%%
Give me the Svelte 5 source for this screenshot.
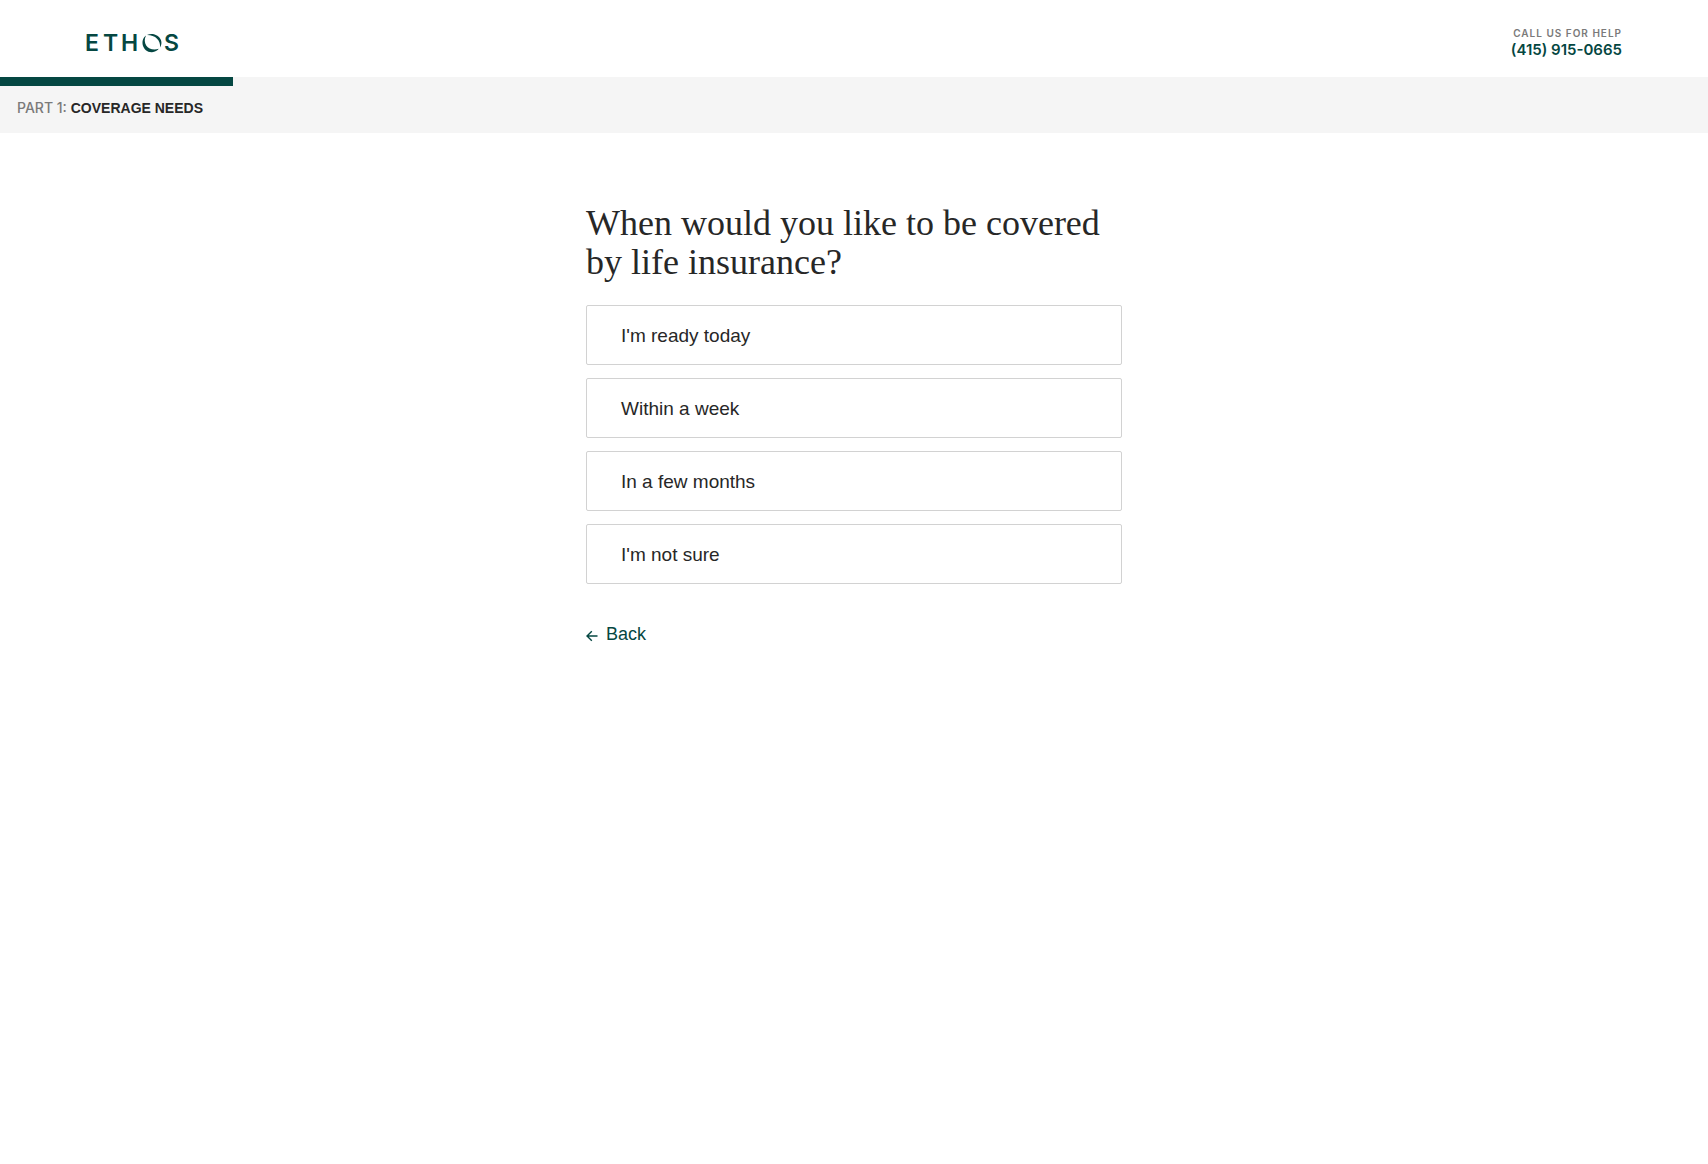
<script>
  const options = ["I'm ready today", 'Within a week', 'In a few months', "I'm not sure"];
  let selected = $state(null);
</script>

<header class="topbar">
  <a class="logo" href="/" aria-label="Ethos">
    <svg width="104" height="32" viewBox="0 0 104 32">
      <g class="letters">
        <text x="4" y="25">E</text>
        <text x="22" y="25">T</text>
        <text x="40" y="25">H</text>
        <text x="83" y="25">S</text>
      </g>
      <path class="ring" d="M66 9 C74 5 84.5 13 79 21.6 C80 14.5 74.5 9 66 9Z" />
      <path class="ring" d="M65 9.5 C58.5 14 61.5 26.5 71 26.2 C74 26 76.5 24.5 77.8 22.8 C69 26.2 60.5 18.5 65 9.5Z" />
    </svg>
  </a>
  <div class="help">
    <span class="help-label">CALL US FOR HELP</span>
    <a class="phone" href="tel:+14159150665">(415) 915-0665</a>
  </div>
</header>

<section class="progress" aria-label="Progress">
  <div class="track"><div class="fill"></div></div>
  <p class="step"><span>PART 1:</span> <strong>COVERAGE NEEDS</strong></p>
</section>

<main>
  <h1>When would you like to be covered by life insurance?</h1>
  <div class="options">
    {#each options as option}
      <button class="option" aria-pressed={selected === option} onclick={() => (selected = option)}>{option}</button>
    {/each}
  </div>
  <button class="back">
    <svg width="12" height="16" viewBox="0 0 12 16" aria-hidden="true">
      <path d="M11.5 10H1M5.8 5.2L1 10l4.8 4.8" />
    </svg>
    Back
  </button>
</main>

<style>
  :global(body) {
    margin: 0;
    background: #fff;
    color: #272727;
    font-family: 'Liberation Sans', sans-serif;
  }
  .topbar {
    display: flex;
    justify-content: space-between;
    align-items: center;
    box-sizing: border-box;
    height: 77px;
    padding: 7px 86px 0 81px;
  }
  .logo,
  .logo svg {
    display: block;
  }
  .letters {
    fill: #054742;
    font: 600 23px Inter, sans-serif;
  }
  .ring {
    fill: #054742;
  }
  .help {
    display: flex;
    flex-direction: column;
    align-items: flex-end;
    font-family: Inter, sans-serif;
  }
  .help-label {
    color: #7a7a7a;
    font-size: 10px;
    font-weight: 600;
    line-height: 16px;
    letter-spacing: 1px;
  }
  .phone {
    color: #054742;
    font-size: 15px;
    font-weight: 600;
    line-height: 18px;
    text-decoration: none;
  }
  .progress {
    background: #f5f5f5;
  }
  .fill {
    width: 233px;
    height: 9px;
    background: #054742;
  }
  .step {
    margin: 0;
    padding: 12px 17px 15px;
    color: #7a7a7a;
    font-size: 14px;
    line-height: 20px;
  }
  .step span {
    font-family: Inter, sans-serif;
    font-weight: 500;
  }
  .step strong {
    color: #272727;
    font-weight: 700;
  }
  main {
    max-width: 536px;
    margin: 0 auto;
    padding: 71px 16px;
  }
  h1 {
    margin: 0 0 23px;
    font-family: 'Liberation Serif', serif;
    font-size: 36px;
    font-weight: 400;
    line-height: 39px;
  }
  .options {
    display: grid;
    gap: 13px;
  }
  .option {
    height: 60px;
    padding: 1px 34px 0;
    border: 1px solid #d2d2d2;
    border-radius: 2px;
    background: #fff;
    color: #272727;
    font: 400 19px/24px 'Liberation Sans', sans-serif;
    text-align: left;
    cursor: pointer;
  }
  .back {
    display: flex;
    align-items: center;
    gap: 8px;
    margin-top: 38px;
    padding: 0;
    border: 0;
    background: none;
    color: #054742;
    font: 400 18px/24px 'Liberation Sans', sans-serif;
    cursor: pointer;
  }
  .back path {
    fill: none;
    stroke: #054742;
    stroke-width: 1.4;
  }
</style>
%%
%%
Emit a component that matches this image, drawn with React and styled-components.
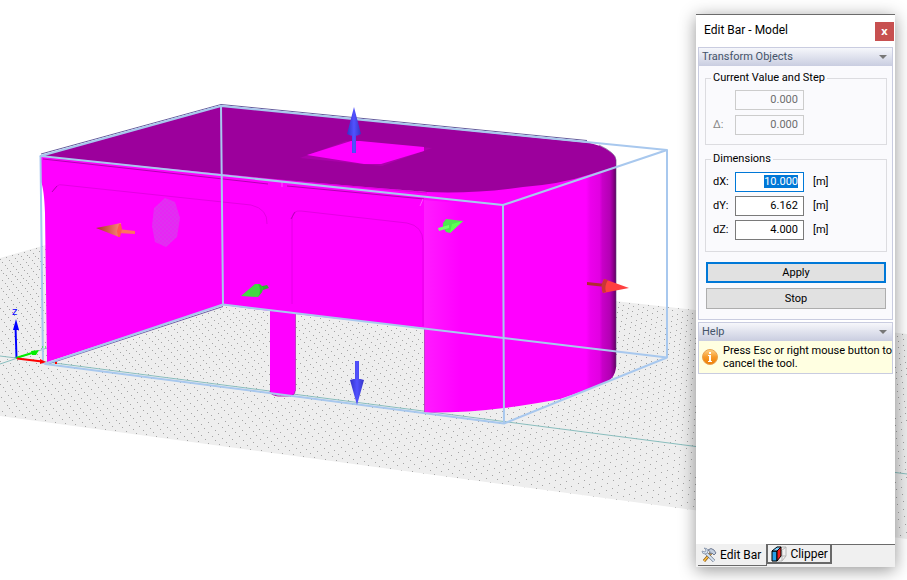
%%
▸ **Given task**:
Check each line of the records for the word "this" and extract those that contain it.

▸ **Output of the exercise**:
Give me the Svelte 5 source for this screenshot.
Emit a component that matches this image, drawn with React and styled-components.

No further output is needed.